THE REQUEST: Search the data for the word "components" and copy every line that contains it.

** START **

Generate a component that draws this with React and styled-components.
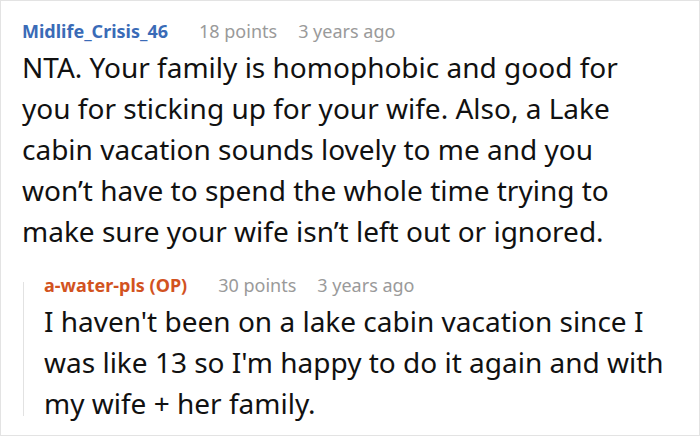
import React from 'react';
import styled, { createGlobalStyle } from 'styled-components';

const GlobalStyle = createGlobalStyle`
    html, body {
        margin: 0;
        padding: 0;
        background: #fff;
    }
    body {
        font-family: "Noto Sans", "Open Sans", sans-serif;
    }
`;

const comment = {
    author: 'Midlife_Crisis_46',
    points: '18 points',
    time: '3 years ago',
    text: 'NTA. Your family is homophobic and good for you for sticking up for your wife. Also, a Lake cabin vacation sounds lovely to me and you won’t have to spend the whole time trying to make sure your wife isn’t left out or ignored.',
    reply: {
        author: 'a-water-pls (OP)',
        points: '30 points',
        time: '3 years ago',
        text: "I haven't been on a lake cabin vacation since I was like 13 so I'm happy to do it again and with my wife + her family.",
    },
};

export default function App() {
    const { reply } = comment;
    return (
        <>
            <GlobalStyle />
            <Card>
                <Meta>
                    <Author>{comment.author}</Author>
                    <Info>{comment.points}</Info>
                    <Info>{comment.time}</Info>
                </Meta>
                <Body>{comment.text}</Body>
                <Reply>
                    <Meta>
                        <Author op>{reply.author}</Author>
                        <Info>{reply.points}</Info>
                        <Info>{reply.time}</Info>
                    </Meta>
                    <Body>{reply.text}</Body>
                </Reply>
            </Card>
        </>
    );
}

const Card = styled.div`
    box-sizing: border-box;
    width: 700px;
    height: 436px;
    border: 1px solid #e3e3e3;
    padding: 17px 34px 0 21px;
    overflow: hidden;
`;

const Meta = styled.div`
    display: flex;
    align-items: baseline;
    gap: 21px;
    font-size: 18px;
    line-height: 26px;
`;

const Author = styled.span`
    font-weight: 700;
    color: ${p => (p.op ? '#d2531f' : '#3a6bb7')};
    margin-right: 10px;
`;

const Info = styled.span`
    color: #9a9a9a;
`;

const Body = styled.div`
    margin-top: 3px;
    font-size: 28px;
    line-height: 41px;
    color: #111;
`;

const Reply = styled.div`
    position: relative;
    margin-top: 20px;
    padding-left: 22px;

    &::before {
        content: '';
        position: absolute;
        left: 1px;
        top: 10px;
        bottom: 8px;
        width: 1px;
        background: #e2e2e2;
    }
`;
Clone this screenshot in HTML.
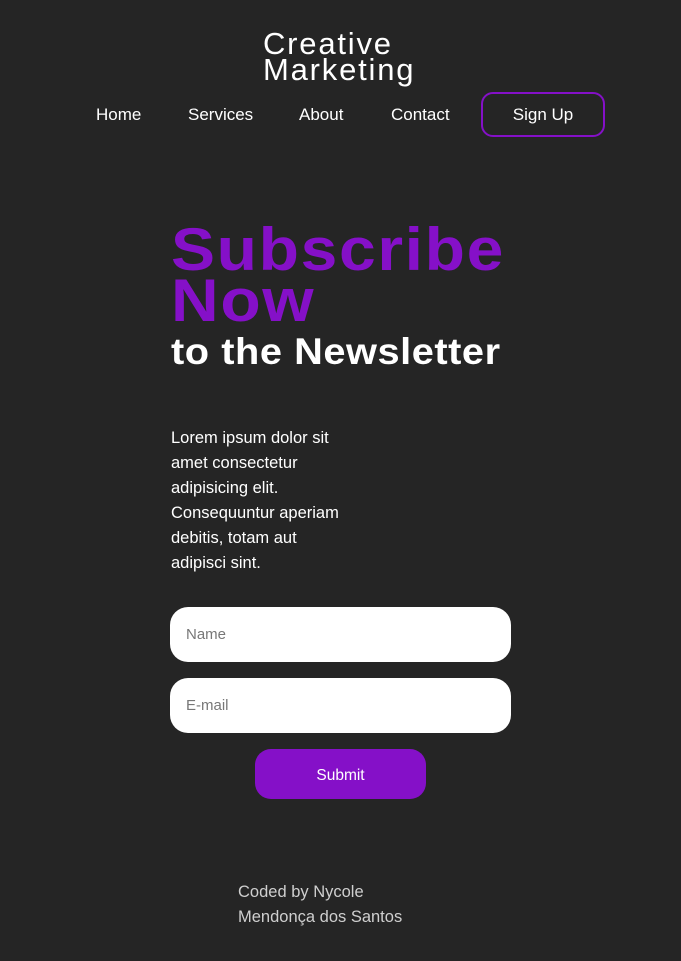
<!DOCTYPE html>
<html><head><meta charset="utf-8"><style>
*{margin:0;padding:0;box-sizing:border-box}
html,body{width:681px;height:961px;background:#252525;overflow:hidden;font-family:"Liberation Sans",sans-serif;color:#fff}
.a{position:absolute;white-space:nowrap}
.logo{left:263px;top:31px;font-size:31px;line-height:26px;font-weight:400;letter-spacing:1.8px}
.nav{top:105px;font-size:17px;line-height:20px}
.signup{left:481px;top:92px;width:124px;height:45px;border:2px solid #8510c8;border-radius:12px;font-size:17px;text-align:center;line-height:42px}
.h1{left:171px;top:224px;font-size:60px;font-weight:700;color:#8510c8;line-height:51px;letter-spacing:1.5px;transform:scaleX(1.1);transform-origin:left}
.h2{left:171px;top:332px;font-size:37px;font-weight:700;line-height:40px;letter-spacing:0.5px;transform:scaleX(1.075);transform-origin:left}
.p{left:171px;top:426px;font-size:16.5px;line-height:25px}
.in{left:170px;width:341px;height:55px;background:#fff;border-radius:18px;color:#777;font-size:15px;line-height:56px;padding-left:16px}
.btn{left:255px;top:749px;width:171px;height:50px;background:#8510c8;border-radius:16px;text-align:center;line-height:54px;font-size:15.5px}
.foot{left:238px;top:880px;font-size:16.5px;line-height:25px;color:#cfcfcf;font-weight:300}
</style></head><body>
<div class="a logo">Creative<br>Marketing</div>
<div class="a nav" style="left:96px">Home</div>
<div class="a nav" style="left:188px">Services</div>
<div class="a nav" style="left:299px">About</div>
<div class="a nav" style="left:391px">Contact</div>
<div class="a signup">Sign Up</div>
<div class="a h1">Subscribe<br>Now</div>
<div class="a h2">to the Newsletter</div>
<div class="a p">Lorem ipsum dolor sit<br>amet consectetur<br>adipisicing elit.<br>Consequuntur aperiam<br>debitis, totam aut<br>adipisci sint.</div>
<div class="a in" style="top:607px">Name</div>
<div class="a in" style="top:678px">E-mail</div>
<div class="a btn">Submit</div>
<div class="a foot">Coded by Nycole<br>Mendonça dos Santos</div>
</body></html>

** END **
** START **

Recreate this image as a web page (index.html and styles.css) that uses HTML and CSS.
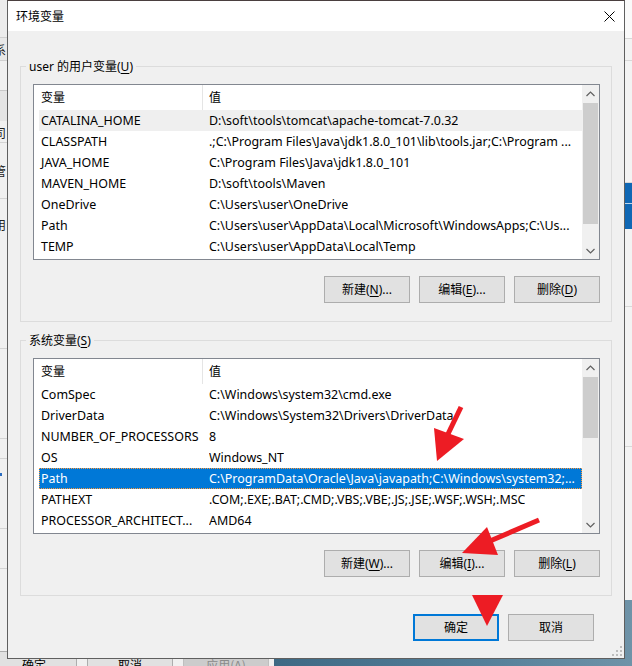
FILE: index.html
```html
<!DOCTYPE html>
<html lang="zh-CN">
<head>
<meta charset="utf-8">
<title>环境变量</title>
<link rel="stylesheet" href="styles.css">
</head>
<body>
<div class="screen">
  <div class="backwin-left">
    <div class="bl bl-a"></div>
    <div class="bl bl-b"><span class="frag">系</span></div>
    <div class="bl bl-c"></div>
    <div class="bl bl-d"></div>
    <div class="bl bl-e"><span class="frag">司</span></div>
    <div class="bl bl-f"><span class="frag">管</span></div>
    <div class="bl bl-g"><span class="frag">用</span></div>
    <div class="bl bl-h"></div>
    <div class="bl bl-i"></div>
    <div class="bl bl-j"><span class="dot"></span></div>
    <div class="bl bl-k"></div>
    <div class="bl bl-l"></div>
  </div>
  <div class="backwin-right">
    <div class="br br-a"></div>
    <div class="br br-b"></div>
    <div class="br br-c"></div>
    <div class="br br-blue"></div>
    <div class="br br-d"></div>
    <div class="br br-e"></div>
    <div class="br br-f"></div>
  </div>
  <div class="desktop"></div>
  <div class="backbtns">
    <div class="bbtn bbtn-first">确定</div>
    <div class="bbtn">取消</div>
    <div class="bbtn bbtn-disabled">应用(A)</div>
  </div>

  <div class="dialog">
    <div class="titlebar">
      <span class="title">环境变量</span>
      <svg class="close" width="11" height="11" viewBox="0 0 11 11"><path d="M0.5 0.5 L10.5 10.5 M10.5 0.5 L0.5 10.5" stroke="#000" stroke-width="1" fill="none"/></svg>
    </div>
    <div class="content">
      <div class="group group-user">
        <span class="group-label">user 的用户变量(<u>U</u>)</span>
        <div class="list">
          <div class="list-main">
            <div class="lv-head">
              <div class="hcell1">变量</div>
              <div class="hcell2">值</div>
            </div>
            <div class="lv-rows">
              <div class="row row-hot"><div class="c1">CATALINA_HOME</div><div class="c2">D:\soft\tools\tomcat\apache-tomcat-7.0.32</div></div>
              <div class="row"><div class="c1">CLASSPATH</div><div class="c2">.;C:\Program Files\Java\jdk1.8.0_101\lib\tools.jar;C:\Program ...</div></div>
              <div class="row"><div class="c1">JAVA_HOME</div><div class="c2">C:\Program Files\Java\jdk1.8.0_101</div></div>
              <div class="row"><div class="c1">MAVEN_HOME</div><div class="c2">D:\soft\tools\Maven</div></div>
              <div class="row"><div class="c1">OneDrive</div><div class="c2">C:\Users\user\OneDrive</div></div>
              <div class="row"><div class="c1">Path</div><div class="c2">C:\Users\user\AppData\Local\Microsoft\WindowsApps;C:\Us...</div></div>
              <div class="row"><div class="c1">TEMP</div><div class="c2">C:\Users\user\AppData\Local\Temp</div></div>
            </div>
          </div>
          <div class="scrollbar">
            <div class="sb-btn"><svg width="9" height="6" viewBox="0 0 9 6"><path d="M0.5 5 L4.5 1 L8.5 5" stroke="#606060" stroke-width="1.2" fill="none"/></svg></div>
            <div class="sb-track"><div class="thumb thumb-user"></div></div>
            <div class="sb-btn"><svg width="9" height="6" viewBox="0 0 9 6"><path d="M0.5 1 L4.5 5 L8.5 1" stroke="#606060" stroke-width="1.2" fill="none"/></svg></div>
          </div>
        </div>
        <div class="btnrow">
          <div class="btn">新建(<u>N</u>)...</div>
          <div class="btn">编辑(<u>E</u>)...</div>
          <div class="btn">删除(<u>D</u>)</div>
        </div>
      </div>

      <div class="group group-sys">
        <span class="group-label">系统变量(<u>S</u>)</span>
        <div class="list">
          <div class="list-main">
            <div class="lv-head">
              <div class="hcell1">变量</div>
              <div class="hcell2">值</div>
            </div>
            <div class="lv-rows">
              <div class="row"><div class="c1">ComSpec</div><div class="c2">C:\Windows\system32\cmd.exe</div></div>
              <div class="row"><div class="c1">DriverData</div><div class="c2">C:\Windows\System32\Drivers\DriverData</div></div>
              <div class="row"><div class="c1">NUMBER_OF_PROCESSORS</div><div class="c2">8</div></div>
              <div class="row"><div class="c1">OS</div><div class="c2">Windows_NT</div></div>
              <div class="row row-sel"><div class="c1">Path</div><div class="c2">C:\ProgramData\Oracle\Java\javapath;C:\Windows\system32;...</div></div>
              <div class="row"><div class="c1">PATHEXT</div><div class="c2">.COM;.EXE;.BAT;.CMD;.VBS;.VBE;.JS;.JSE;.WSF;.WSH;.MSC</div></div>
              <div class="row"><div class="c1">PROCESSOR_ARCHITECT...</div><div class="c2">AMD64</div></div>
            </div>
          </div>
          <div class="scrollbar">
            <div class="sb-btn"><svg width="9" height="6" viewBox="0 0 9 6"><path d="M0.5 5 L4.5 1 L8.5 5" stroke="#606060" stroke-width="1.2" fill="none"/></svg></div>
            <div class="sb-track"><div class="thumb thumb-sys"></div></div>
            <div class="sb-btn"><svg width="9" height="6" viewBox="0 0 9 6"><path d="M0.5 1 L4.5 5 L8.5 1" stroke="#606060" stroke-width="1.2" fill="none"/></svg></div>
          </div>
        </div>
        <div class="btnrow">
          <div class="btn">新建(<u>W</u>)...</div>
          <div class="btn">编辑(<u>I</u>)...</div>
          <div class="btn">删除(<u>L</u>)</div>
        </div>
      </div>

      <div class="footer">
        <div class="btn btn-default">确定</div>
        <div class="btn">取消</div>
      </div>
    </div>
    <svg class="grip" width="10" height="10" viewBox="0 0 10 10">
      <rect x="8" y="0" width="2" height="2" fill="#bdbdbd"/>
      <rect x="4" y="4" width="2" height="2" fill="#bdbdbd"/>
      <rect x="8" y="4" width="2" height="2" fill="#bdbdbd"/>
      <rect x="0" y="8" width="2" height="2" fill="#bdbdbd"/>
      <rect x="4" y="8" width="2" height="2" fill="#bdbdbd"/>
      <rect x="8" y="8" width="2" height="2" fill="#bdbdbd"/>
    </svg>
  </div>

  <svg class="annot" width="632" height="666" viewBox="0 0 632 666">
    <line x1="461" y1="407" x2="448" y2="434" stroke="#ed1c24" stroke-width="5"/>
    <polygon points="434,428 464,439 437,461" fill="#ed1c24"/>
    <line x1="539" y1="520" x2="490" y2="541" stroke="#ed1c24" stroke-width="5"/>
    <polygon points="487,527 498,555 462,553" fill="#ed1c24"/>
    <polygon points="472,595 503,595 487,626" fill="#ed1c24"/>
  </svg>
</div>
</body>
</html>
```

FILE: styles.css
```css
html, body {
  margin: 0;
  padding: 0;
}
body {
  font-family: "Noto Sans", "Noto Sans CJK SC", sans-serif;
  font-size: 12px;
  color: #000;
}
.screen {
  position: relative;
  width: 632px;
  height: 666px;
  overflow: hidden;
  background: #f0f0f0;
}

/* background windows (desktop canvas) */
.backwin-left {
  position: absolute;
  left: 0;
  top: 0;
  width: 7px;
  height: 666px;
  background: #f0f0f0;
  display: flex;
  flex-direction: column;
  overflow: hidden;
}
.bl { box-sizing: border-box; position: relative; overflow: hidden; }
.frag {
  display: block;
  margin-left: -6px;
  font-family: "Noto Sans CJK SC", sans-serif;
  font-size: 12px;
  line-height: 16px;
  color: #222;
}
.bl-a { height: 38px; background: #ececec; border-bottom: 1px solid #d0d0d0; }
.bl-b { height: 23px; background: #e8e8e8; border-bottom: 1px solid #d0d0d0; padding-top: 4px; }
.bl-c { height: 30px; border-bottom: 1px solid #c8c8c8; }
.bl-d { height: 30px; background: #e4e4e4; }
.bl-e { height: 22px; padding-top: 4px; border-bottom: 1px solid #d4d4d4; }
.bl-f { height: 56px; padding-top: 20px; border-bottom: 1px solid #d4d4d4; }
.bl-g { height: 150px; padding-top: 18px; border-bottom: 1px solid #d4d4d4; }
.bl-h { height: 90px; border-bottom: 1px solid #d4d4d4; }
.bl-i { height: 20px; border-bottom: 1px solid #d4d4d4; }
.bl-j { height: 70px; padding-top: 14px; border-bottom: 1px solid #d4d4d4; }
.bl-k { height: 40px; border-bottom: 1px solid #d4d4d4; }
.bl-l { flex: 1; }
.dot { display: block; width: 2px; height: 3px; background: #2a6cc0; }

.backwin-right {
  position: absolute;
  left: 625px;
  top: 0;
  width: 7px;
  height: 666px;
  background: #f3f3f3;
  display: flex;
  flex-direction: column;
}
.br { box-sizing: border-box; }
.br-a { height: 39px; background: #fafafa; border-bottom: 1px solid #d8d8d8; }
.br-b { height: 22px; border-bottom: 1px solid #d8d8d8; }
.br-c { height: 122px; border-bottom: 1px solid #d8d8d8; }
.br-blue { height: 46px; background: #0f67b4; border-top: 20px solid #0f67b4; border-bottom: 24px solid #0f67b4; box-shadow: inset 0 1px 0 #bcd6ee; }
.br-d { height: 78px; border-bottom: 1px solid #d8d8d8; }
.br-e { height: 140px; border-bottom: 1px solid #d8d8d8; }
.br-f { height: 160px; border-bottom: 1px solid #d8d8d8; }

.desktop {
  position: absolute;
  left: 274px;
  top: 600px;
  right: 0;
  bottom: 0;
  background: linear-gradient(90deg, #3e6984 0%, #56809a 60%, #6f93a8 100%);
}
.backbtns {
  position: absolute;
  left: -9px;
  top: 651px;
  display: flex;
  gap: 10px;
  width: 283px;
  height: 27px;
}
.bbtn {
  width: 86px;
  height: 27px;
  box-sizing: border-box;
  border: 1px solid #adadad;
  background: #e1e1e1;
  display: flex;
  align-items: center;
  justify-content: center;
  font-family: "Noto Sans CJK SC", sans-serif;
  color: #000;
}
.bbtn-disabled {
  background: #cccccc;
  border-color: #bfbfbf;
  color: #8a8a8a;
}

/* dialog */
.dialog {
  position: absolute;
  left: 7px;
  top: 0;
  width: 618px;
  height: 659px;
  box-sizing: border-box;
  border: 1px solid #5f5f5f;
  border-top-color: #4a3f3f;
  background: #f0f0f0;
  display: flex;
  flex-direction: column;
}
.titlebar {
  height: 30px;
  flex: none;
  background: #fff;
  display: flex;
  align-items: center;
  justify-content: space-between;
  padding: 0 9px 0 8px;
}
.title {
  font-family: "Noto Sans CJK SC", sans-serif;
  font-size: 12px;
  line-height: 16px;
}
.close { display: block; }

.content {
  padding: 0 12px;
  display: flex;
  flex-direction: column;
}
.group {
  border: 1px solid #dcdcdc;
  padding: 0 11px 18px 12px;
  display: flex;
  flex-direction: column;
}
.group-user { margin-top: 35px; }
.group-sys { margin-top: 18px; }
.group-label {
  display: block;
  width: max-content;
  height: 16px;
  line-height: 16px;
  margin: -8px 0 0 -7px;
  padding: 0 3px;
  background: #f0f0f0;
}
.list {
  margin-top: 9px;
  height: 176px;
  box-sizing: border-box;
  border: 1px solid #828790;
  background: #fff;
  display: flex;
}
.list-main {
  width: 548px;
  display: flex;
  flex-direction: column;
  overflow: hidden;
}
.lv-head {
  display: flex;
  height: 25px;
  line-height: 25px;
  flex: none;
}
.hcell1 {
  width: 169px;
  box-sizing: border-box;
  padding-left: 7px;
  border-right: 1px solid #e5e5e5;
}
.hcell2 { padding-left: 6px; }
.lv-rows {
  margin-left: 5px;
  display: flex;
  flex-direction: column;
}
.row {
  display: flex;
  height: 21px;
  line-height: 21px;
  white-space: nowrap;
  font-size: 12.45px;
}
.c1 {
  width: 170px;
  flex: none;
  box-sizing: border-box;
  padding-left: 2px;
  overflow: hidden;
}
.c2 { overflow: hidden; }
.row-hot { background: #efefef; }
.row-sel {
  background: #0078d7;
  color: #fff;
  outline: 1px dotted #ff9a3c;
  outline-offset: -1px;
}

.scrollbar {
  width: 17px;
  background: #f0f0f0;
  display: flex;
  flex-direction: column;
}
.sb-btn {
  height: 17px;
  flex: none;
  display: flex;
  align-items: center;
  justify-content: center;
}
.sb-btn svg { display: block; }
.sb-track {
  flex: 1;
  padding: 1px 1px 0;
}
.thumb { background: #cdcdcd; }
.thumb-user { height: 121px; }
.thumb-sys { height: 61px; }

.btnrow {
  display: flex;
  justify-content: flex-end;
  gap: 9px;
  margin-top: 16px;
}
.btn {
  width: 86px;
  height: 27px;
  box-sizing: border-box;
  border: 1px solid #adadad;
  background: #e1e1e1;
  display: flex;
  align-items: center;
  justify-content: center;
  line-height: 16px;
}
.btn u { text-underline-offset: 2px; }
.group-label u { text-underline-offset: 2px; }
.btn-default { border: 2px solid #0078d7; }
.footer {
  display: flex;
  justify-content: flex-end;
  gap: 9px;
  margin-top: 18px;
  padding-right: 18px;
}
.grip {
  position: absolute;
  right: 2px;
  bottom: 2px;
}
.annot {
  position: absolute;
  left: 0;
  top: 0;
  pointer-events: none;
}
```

** END **

FINAL RESULT:
Generate a component that draws this with React and styled-components.
import styled, { createGlobalStyle } from 'styled-components';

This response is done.